Household Dynamics and Intergenerational Transmission
- How do partner dynamics and household egalitarianism shape entrepreneurial decisions?
- What specific resources (cognitive, financial, human, social capital) are transmitted from entrepreneurial parents to children?
- What are the lived experiences and well-being outcomes of children growing up in entrepreneurial households?
- How do macro-level factors (e.g., economic instability, policy frameworks) interact with household dynamics to influence children’s outcomes and orientations?
- In what ways do interparental interactions and household role negotiations shape children's perception of entrepreneurship?
- How do entrepreneurial households balance opportunity creation with potential stress or instability for children?
Policy, Welfare Regimes, and Regional Contexts
- How do regional policies, parental leave systems, and childcare infrastructure shape entrepreneurial entry, continuation, and exit among parents?
- How do parent-entrepreneurs’ experiences differ across welfare regimes (liberal, social-democratic, conservative, developing-country contexts)?
- What role do informal institutions and extended family networks play in enabling or constraining parental entrepreneurship
Narratives, Representations, and Discourse
- How does the portrayal of parent-entrepreneurs in media, public discourse, and cultural narratives affect entrepreneurial motives and sources of satisfaction?

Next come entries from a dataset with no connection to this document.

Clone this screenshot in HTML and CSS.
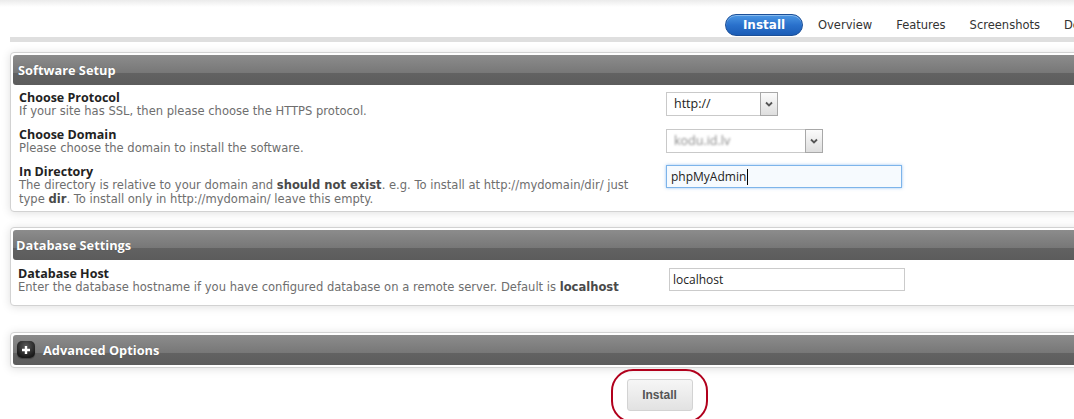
FILE: index.html
```html
<!DOCTYPE html>
<html lang="en">
<head>
<meta charset="utf-8">
<title>Install</title>
<link rel="stylesheet" href="styles.css">
</head>
<body>
<div class="page">
  <div class="topbar">
    <nav class="tabs">
      <a class="tab tab-active">Install</a>
      <a class="tab">Overview</a>
      <a class="tab">Features</a>
      <a class="tab">Screenshots</a>
      <a class="tab">Demo</a>
      <a class="tab">Ratings</a>
    </nav>
  </div>
  <div class="rule"></div>

  <section class="panel">
    <div class="panel-head">Software Setup</div>
    <div class="panel-body body-setup">
      <div class="row">
        <div class="label-col">
          <div class="label">Choose Protocol</div>
          <div class="desc">If your site has SSL, then please choose the HTTPS protocol.</div>
        </div>
        <div class="field-col">
          <div class="select select-proto">
            <span class="select-value">http://</span>
            <span class="select-arrow"><svg width="8" height="6" viewBox="0 0 8 6"><path d="M1 1.5 L4 4.5 L7 1.5" fill="none" stroke="#555" stroke-width="1.8"/></svg></span>
          </div>
        </div>
      </div>
      <div class="row">
        <div class="label-col">
          <div class="label">Choose Domain</div>
          <div class="desc">Please choose the domain to install the software.</div>
        </div>
        <div class="field-col">
          <div class="select select-domain">
            <span class="select-value"><span class="blurred">kodu.id.lv</span></span>
            <span class="select-arrow"><svg width="8" height="6" viewBox="0 0 8 6"><path d="M1 1.5 L4 4.5 L7 1.5" fill="none" stroke="#555" stroke-width="1.8"/></svg></span>
          </div>
        </div>
      </div>
      <div class="row">
        <div class="label-col">
          <div class="label">In Directory</div>
          <div class="desc">The directory is relative to your domain and <b>should not exist</b>. e.g. To install at http://mydomain/dir/ just type <b>dir</b>. To install only in http://mydomain/ leave this empty.</div>
        </div>
        <div class="field-col">
          <div class="textbox textbox-focus">phpMyAdmin<span class="caret"></span></div>
        </div>
      </div>
    </div>
  </section>

  <section class="panel panel-db">
    <div class="panel-head head-db">Database Settings</div>
    <div class="panel-body body-db">
      <div class="row">
        <div class="label-col label-col-db">
          <div class="label">Database Host</div>
          <div class="desc">Enter the database hostname if you have configured database on a remote server. Default is <b>localhost</b></div>
        </div>
        <div class="field-col">
          <div class="textbox">localhost</div>
        </div>
      </div>
    </div>
  </section>

  <section class="panel panel-adv">
    <div class="panel-head head-adv">
      <span class="plus-icon"><svg width="10" height="10" viewBox="0 0 10 10"><path d="M5 1 V9 M1 5 H9" stroke="#fff" stroke-width="2.4"/></svg></span>
      Advanced Options
    </div>
  </section>

  <div class="actions">
    <div class="highlight">
      <button class="btn">Install</button>
    </div>
  </div>
</div>
</body>
</html>
```
FILE: styles.css
```css
html, body {
  margin: 0;
  padding: 0;
}
body {
  width: 1074px;
  height: 419px;
  overflow: hidden;
  background: linear-gradient(#ebebeb, #ffffff 7px) no-repeat #fff;
  font-family: "Open Sans", "DejaVu Sans", sans-serif;
}
.page {
  width: 1298px;
  margin-left: 10px;
}

/* tabs */
.topbar {
  height: 37px;
  box-sizing: border-box;
  padding-top: 14px;
  padding-left: 715px;
}
.tabs {
  display: flex;
  align-items: center;
  white-space: nowrap;
}
.tab {
  font-family: "DejaVu Sans", Verdana, sans-serif;
  font-size: 11.5px;
  color: #333;
  padding: 0 12px;
  line-height: 22px;
}
.tab-active {
  box-sizing: border-box;
  width: 78px;
  height: 22px;
  padding: 0;
  margin-right: 3px;
  text-align: center;
  border-radius: 11px;
  border: 1px solid #1b4f98;
  background: linear-gradient(#4b97e4, #2a71cc 50%, #1a5cb6);
  color: #fff;
  font-weight: bold;
  font-size: 12px;
  line-height: 20px;
  box-shadow: inset 0 1px 0 rgba(255,255,255,.35);
}
.rule {
  height: 5px;
  background: #dfdfdf;
}

/* panels */
.panel {
  margin-top: 10px;
  border: 1px solid #d2d2d2;
  border-radius: 4px;
  padding: 2px;
  background: #fff;
  box-shadow: 0 1px 10px rgba(0,0,0,.13);
}
.panel-db {
  margin-top: 15px;
}
.panel-adv {
  margin-top: 26px;
}
.panel-head {
  height: 30px;
  border-radius: 3px;
  background: linear-gradient(#8c8c8c, #777777 60%, #626262 60%, #5c5c5c);
  color: #fff;
  font-weight: bold;
  font-size: 12.8px;
  line-height: 30px;
  padding-left: 5px;
  text-shadow: 0 0 1px rgba(0,0,0,.35);
}
.head-db {
  padding-left: 3px;
}
.head-adv {
  display: flex;
  align-items: center;
  gap: 8px;
  padding-left: 4px;
}
.plus-icon {
  width: 18px;
  height: 17px;
  border-radius: 5px;
  background: radial-gradient(circle at 50% 30%, #5a5a5a, #1a1a1a 75%);
  display: flex;
  align-items: center;
  justify-content: center;
  box-shadow: 0 1px 1px rgba(0,0,0,.3);
}

.panel-body {
  padding: 6px 0 3px 6px;
}
.body-db {
  padding: 7px 0 8px 5px;
}
.row {
  display: flex;
  align-items: flex-start;
}
.row + .row {
  margin-top: 9.5px;
}
.label-col {
  width: 647px;
  box-sizing: border-box;
  padding-right: 24px;
  flex: none;
}
.label-col-db {
  width: 651px;
  padding-right: 0;
}
.label {
  font-weight: bold;
  font-size: 12.5px;
  line-height: 14px;
  color: #222;
}
.desc {
  font-family: "DejaVu Sans", Verdana, sans-serif;
  font-size: 11.55px;
  line-height: 13.5px;
  color: #6e6e6e;
}
.desc b {
  color: #4a4a4a;
}
.field-col {
  padding-top: 1px;
}

/* select */
.select {
  display: flex;
  box-sizing: border-box;
  height: 24px;
  border: 1px solid #c9c9c9;
  background: #fff;
}
.select-proto {
  width: 112px;
}
.select-domain {
  width: 157px;
}
.select-value {
  flex: 1;
  padding-left: 7px;
  font-size: 12.5px;
  line-height: 22px;
  color: #222;
}
.blurred {
  color: #8a8a8a;
  filter: blur(1.3px);
}
.select-arrow {
  width: 16px;
  margin: -1px -1px -1px 0;
  border: 1px solid #a8a8a8;
  background: linear-gradient(#fbfbfb, #dedede);
  display: flex;
  align-items: center;
  justify-content: center;
}

/* text inputs */
.textbox {
  box-sizing: border-box;
  width: 236px;
  height: 23px;
  border: 1px solid #cbcbcb;
  padding-left: 3px;
  font-size: 12px;
  line-height: 21px;
  color: #222;
  background: #fff;
  display: flex;
  align-items: center;
}
.textbox-focus {
  border-color: #7db4ea;
  background: #f6fafe;
  box-shadow: 0 0 3px rgba(110,170,235,.7);
  padding-left: 4px;
  margin-top: -1px;
}
.caret {
  width: 1px;
  height: 16px;
  background: #000;
  margin-left: 1px;
}

/* bottom button */
.actions {
  display: flex;
  justify-content: center;
  margin-top: 1px;
}
.highlight {
  border: 2.5px solid #b1001c;
  border-radius: 22px;
  padding: 8px 13px 4px 14px;
  height: 38px;
}
.btn {
  box-sizing: border-box;
  width: 66px;
  height: 32px;
  border: 1px solid #d3d3d3;
  border-radius: 3px;
  background: linear-gradient(#f6f6f6, #e2e2e2);
  font-family: "Liberation Sans", Arial, sans-serif;
  font-weight: bold;
  font-size: 12px;
  color: #555;
  padding: 0;
}
```
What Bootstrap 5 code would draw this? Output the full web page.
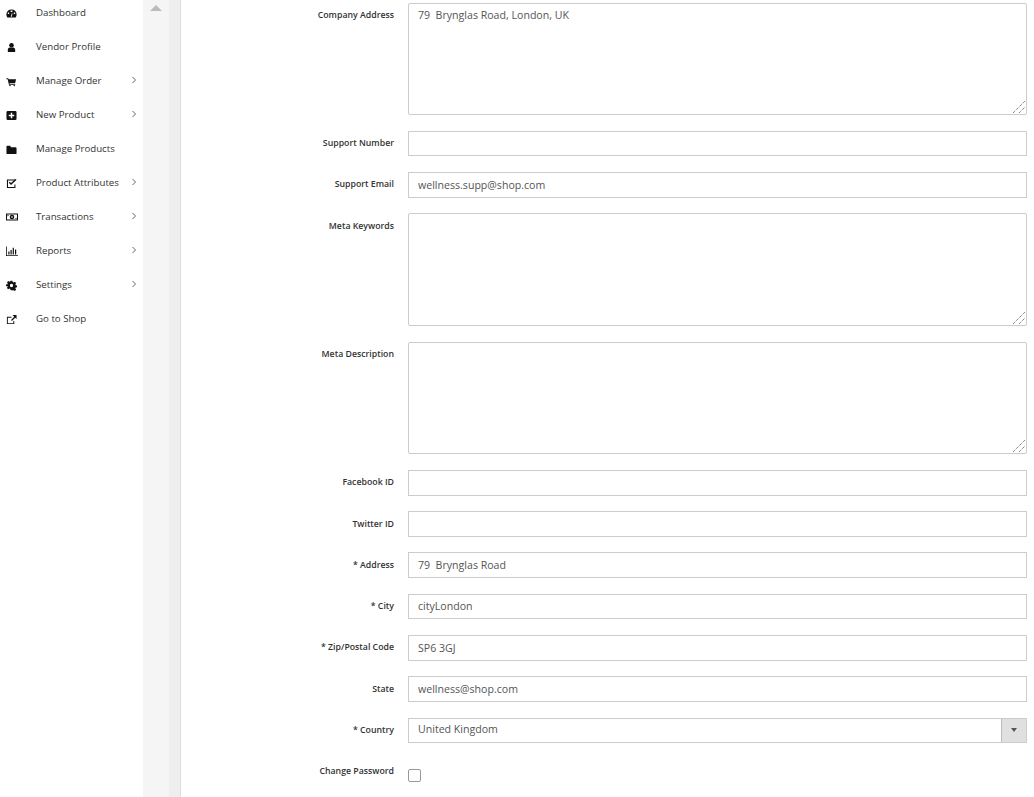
<!DOCTYPE html>
<html lang="en">
<head>
<meta charset="utf-8">
<title>Vendor Profile</title>
<link href="https://cdn.jsdelivr.net/npm/bootstrap@5.3.0/dist/css/bootstrap.min.css" rel="stylesheet">
<style>
html,body{height:100%;}
body{font-family:"Open Sans",sans-serif;background:#fff;overflow:hidden;color:#333;}
.shell{height:797px;overflow:hidden;}
.side{width:143px;flex:none;background:#fff;}
.side-link{height:34px;color:#333;font-size:9.7px;text-decoration:none;position:relative;top:-4px;}
.side-ico{width:36px;flex:none;padding-left:6px;display:flex;}
.side-ico svg{width:11px;height:11px;fill:#111;}
.side-ico svg.wide{width:12px;height:12px;}
.side-chev{width:8px;height:8px;fill:none;stroke:#666;stroke-width:1;margin-left:auto;margin-right:5px;margin-top:-2px;}
.rail{width:26px;flex:none;background:#f5f5f5;}
.rail-up{width:0;height:0;border-left:6px solid transparent;border-right:6px solid transparent;border-bottom:6px solid #bbb;margin:5px auto 0;}
.rail2{width:12px;flex:none;background:#eee;border-right:1px solid #ddd;}
.main-area{padding-top:2.5px;padding-right:7px;min-width:0;}
.frow{margin-bottom:15.6px;}
.frow-first{margin-bottom:15.5px;}
.flabel{width:213px;flex:none;margin-right:14px;margin-bottom:0;text-align:right;font-size:8.75px;font-weight:600;color:#333;padding-top:5.5px;line-height:14px;}
.fbox{border:1px solid #ccc;border-radius:0;height:25.7px;font-size:10.6px;color:#555;padding:0 9px .5px;box-shadow:none;}
.fbox.form-control{min-height:0;}
.areawrap{flex:1 1 auto;min-width:0;}
textarea.fbox{height:112.7px;padding-top:4px;line-height:14px;border-radius:2px;resize:none;display:block;}
.gripmark{position:absolute;right:1px;bottom:1px;width:14px;height:14px;fill:none;stroke:#555;stroke-width:1;stroke-dasharray:1 1;pointer-events:none;}
.pick{border:1px solid #ccc;height:25.7px;font-size:10.6px;color:#555;}
.pick-val{padding-left:9px;}
.pick-btn{width:25px;background:#e0e0e0;border-left:1px solid #bbb;}
.pick-caret{width:0;height:0;border-left:3.500px solid transparent;border-right:3.500px solid transparent;border-top:4px solid #555;}
.fcheck{width:12.500px;height:13px;margin:10px 0 0;border:1px solid #999;border-radius:2px;appearance:none;background:#fff;display:block;}
</style>
</head>
<body>
<div class="d-flex shell">
  <nav class="side d-flex flex-column">
    <a class="side-link d-flex align-items-center" href="#"><span class="side-ico"><svg viewBox="0 0 12 12"><path fill-rule="evenodd" d="M6 1.500A5.600 5.600 0 0 0 .4 7c0 1.200.4 2.300 1 3.300h9.200c.6-1 1-2.100 1-3.300A5.600 5.600 0 0 0 6 1.500zM5 2.800h2v1.500H5zM2 5h1.500v1.500H2zm6.500 0H10v1.500H8.500zM5.300 9.500l1-3.700.8.2-.8 3.500z"/></svg></span>Dashboard</a>
    <a class="side-link d-flex align-items-center" href="#"><span class="side-ico"><svg viewBox="0 0 12 12"><circle cx="6" cy="3.500" r="2.500"/><path d="M2 11V8.500C2 7 3 6 4 6h4c1 0 2 1 2 2.500V11z"/></svg></span>Vendor Profile</a>
    <a class="side-link d-flex align-items-center" href="#"><span class="side-ico"><svg viewBox="0 0 12 12"><path d="M.5 2.500h2l.3 1H11l-1 4H3.800l.2 1h6v1H3.200L1.800 3.500H.5z"/><circle cx="4.300" cy="10.300" r=".8"/><circle cx="9" cy="10.300" r=".8"/></svg></span>Manage Order<svg class="side-chev" viewBox="0 0 8 8"><path d="M2.500 1 5.500 4 2.500 7"/></svg></a>
    <a class="side-link d-flex align-items-center" href="#"><span class="side-ico"><svg viewBox="0 0 12 12"><path fill-rule="evenodd" d="M2 1h8a1.500 1.500 0 0 1 1.500 1.500v7A1.500 1.500 0 0 1 10 11H2A1.500 1.500 0 0 1 .5 9.500v-7A1.500 1.500 0 0 1 2 1zm3.200 2v2.200H3v1.600h2.200V9h1.600V6.800H9V5.200H6.800V3z"/></svg></span>New Product<svg class="side-chev" viewBox="0 0 8 8"><path d="M2.500 1 5.500 4 2.500 7"/></svg></a>
    <a class="side-link d-flex align-items-center" href="#"><span class="side-ico"><svg viewBox="0 0 12 12"><path d="M.5 3a1 1 0 0 1 1-1h3l1 1.500h5a1 1 0 0 1 1 1V10a1 1 0 0 1-1 1h-9a1 1 0 0 1-1-1z"/></svg></span>Manage Products</a>
    <a class="side-link d-flex align-items-center" href="#"><span class="side-ico"><svg viewBox="0 0 12 12"><path fill-rule="evenodd" d="M1 1.500h9v1.200H2.200v7h7V7h1.100v4H1z"/><path d="M3 5.200l2.500 2.500L11.500 2 10.300 1 5.500 5.500 4 4z"/></svg></span>Product Attributes<svg class="side-chev" viewBox="0 0 8 8"><path d="M2.500 1 5.500 4 2.500 7"/></svg></a>
    <a class="side-link d-flex align-items-center" href="#"><span class="side-ico"><svg class="wide" viewBox="0 0 12 12"><path fill-rule="evenodd" d="M0 2.500h12v7H0zm1 1v5h10v-5z"/><path fill-rule="evenodd" d="M6 3.700a2.300 2.300 0 1 0 0 4.600 2.300 2.300 0 0 0 0-4.600zM5.500 5h1v2h-1z"/><path d="M1.500 4h1.500L1.500 5.500zM10.500 8H9l1.500-1.500z"/></svg></span>Transactions<svg class="side-chev" viewBox="0 0 8 8"><path d="M2.500 1 5.500 4 2.500 7"/></svg></a>
    <a class="side-link d-flex align-items-center" href="#"><span class="side-ico"><svg class="wide" viewBox="0 0 12 12"><path d="M0 1.500h.8V10.200H12v.8H0z"/><path d="M2.300 6.500h1.200v3H2.300zM4.500 5h1.200v4.500H4.500zM6.700 2.800h1.200v6.700H6.700zM9 4.500h1.200v5H9z"/></svg></span>Reports<svg class="side-chev" viewBox="0 0 8 8"><path d="M2.500 1 5.500 4 2.500 7"/></svg></a>
    <a class="side-link d-flex align-items-center" href="#"><span class="side-ico"><svg viewBox="0 0 12 12"><path fill-rule="evenodd" d="M5 .8h2l.3 1.500 1 .4 1.300-.8 1.400 1.400-.8 1.300.4 1 1.500.3v2l-1.500.3-.4 1 .8 1.300-1.400 1.400-1.300-.8-1 .4L7 11.200H5l-.3-1.500-1-.4-1.300.8L1 8.700l.8-1.300-.4-1L0 7V5l1.500-.3.4-1-.8-1.300 1.400-1.400 1.300.8 1-.4zM6 4.200a1.800 1.800 0 1 0 0 3.600 1.800 1.800 0 0 0 0-3.600z"/></svg></span>Settings<svg class="side-chev" viewBox="0 0 8 8"><path d="M2.500 1 5.500 4 2.500 7"/></svg></a>
    <a class="side-link d-flex align-items-center" href="#"><span class="side-ico"><svg viewBox="0 0 12 12"><path fill-rule="evenodd" d="M1 3h5v1H2v6h6V7.500h1V11H1z"/><path d="M7 1h4.500v4.500L10 4 6.500 7.500l-1-1L9 3z"/></svg></span>Go to Shop</a>
  </nav>
  <div class="rail"><div class="rail-up"></div></div>
  <div class="rail2"></div>
  <main class="main-area flex-fill">
    <form>
      <div class="d-flex frow-first"><label class="flabel">Company Address</label><div class="areawrap position-relative"><textarea class="form-control fbox">79  Brynglas Road, London, UK</textarea><svg class="gripmark" viewBox="0 0 14 14"><path d="M1 13 13 1M7 13l6-6"/></svg></div></div>
      <div class="d-flex frow"><label class="flabel">Support Number</label><input class="form-control fbox" value=""></div>
      <div class="d-flex frow"><label class="flabel">Support Email</label><input class="form-control fbox" value="wellness.supp@shop.com"></div>
      <div class="d-flex frow"><label class="flabel">Meta Keywords</label><div class="areawrap position-relative"><textarea class="form-control fbox"></textarea><svg class="gripmark" viewBox="0 0 14 14"><path d="M1 13 13 1M7 13l6-6"/></svg></div></div>
      <div class="d-flex frow"><label class="flabel">Meta Description</label><div class="areawrap position-relative"><textarea class="form-control fbox"></textarea><svg class="gripmark" viewBox="0 0 14 14"><path d="M1 13 13 1M7 13l6-6"/></svg></div></div>
      <div class="d-flex frow"><label class="flabel">Facebook ID</label><input class="form-control fbox" value=""></div>
      <div class="d-flex frow"><label class="flabel">Twitter ID</label><input class="form-control fbox" value=""></div>
      <div class="d-flex frow"><label class="flabel">* Address</label><input class="form-control fbox" value="79  Brynglas Road"></div>
      <div class="d-flex frow"><label class="flabel">* City</label><input class="form-control fbox" value="cityLondon"></div>
      <div class="d-flex frow"><label class="flabel">* Zip/Postal Code</label><input class="form-control fbox" value="SP6 3GJ"></div>
      <div class="d-flex frow"><label class="flabel">State</label><input class="form-control fbox" value="wellness@shop.com"></div>
      <div class="d-flex frow"><label class="flabel">* Country</label><div class="pick d-flex flex-fill align-items-stretch"><span class="pick-val flex-fill d-flex align-items-center">United Kingdom</span><span class="pick-btn d-flex align-items-center justify-content-center"><span class="pick-caret"></span></span></div></div>
      <div class="d-flex frow"><label class="flabel">Change Password</label><input type="checkbox" class="fcheck"></div>
    </form>
  </main>
</div>
</body>
</html>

- How does the self-representation and identity work of parent-entrepreneurs on social media and in entrepreneurial communities contribute to their business success and well-being?
- How do discursive ideals of ‘good motherhood’ or ‘involved fatherhood’ constrain or enable entrepreneurial action?
Outcomes and Impacts
- What are the longitudinal effects of entrepreneurship on family well-being, and vice versa?
- How does parenthood influence innovation, creativity, or business performance?
- How do entrepreneurial career trajectories differ based on family status, parenting roles, and the timing of parenthood relative to venture creation?